This Psalm is the prelude to the remarkable group of -theocratic Psalms" 95 100, and should be studied in connexion with them. Jehovah had from the first been Israel's king (Exodus 15:18; Deuteronomy 33:5; 1 Samuel 12:12), but when He abandoned His people to their enemies He seemed to have abdicated His throne. Now however He has reassumed His royal state, and once more proclaimed Himself King. The prophecy of Isaiah 52:7 has been fulfilled. The poet takes up the watchword, Thy God hath proclaimed Himself king, and in the judgement of Babylon and the restoration of Israel he sees the proof of Jehovah's sovereignty not over Israel only but over all the world. The heaving waves of the sea of nations may lash themselves into wild fury against the rock of His throne, but it stands eternally unmoved.

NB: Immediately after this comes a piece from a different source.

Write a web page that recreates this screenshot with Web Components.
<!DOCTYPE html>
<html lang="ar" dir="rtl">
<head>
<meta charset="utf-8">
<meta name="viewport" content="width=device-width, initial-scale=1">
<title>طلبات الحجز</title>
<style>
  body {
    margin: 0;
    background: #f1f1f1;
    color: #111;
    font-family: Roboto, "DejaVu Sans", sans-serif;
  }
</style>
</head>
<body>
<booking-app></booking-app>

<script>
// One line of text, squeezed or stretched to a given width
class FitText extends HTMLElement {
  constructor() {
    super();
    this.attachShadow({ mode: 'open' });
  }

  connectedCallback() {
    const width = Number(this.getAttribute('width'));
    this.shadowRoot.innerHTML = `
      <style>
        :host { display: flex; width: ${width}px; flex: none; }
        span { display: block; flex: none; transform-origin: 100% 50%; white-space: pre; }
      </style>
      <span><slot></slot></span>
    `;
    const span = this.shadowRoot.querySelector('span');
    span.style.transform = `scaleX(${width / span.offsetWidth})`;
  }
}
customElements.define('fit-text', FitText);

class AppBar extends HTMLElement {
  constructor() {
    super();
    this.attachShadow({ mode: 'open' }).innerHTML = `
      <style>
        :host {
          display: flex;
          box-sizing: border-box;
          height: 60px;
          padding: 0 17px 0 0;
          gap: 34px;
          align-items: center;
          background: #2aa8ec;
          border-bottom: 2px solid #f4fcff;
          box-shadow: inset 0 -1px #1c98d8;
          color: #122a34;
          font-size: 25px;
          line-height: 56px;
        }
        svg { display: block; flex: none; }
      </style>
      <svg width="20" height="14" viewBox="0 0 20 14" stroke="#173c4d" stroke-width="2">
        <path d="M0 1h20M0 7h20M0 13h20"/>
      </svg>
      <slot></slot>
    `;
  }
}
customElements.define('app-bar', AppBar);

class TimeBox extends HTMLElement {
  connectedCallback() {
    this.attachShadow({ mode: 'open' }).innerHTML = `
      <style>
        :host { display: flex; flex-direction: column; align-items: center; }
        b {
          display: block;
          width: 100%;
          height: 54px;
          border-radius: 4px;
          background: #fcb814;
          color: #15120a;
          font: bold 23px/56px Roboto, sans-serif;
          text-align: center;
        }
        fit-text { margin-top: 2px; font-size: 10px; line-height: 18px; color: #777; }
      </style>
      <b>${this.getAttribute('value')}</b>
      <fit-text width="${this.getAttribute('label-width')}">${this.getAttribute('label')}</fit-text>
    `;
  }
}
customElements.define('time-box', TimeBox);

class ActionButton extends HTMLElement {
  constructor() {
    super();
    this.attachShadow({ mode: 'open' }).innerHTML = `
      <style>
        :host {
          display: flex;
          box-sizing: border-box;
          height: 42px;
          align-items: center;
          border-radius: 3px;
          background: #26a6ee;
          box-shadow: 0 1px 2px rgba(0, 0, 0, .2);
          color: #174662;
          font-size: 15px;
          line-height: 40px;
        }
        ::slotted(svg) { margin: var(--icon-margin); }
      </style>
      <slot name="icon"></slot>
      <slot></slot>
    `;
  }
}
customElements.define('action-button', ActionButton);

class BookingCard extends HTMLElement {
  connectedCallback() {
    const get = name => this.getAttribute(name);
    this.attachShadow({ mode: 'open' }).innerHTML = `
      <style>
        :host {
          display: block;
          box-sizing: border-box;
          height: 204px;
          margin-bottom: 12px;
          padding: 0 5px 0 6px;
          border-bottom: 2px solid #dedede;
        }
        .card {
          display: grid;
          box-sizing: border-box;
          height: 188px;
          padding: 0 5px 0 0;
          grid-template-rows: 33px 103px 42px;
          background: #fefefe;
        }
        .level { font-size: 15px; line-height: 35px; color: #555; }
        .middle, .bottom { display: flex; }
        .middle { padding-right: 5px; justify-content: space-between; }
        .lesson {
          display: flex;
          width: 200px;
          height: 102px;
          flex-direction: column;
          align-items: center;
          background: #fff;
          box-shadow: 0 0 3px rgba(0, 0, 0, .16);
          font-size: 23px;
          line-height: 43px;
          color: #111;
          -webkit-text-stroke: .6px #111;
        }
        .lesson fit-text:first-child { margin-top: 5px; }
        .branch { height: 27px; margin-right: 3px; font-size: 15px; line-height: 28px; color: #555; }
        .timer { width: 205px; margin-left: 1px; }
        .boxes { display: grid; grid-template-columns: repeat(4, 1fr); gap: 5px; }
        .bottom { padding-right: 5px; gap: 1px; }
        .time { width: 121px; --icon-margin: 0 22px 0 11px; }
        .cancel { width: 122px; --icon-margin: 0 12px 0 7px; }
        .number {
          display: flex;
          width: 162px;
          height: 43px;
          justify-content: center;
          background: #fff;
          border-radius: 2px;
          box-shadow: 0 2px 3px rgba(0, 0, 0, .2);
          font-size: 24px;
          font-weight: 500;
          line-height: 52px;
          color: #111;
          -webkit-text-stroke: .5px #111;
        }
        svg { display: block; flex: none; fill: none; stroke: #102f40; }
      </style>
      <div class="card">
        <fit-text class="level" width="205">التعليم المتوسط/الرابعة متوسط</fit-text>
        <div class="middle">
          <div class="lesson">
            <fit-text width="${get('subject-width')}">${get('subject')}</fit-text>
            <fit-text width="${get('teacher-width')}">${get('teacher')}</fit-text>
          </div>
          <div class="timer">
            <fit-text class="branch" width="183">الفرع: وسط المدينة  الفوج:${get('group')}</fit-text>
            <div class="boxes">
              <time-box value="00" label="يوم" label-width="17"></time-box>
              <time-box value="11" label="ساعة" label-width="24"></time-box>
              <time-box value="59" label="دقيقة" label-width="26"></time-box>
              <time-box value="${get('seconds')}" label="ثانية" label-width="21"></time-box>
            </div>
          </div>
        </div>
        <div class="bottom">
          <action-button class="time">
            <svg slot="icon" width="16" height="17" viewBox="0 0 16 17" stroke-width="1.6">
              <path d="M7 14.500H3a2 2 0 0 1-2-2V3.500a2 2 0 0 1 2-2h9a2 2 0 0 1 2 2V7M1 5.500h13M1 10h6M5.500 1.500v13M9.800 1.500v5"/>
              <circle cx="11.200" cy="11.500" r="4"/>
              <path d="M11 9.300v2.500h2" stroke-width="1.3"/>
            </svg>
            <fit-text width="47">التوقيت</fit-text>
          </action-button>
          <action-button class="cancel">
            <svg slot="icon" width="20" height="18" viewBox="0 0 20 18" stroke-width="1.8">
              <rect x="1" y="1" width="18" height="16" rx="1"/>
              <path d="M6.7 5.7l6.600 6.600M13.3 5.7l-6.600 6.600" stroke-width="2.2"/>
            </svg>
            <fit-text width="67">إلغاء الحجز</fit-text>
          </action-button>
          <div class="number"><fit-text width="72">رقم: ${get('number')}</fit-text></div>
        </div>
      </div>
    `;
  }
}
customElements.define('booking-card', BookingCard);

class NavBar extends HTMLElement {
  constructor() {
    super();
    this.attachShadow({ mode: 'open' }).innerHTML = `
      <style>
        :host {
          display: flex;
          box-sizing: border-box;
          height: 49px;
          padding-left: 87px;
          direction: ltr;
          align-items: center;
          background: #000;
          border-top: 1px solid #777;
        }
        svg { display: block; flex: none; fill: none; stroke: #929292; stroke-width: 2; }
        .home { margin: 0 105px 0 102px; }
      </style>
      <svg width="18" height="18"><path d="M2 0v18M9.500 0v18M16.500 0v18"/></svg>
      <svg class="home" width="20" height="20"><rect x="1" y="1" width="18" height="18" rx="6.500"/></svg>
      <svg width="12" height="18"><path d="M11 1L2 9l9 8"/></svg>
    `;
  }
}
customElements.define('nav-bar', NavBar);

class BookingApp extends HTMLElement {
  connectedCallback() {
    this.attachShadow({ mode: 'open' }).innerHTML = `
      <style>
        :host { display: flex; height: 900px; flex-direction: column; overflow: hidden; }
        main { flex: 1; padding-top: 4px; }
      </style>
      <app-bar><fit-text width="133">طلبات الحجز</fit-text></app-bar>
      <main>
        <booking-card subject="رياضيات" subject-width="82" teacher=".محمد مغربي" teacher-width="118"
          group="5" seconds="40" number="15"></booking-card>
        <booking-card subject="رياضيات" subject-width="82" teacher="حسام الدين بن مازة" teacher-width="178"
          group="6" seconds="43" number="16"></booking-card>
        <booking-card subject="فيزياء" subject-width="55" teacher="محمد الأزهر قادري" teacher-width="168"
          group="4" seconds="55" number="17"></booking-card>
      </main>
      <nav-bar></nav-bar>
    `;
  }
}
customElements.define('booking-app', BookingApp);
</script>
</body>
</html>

This and the other -theocratic" Psalms have sometimes been interpreted as prophetic pictures of the final advent of Jehovah, the "one far-off divine event, to which the whole creation moves." But it is far more natural to regard them as thanksgivings for some actual event by which Jehovah's sovereignty had been visibly declared. It can hardly be doubted that this event was the Return from Babylon, and that this group of Psalms belongs to the early days of the Restoration. It was in truth a great -day of Jehovah"; and if in eager faith Prophets and Psalmists spoke of it as though the final revelation of His power had already come, they did but speak as the prophets of an earlier age who looked for the Messiah as the Deliverer from the troubles of their own day, or the Apostles who anticipated the Return of the Lord in their own lifetime. They foreshortened the perspective of the glorious vision that was presented to their view, and it was only as years rolled on that men learned that the purposes which are eternally present to the mind of God can only be realised on the stage of the world's history by slow degrees.

In the LXX is prefixed the title, For the day before the sabbath, when the land[or earth had been filled with inhabitants: a praise-song of David. The latter part of this title is valueless: the first part is confirmed by the Talmudic tradition. Psalms 93 was in fact the Psalm for Friday in the service of the Second Temple (see Introd.p. xxvii), and the reason given in the Talmud is that on the sixth day God finished the work of creation, and began to reign over it. The title in the LXX, ὅτε κατῴκισται ἡ γῆ, may, as Delitzsch supposes, reflect this tradition, and mean when the earth was filled with inhabitants. But it may equally well mean when the land was peopled, i.e. after the return from the Exile. Cp. the Sept. title of Psalms 97; and for the use of κατοικίζειν see LXX of Jeremiah 17:25, κατοικισθήσεται ἡ πόλις αὔτη εἰς τὸν αἰῶνα.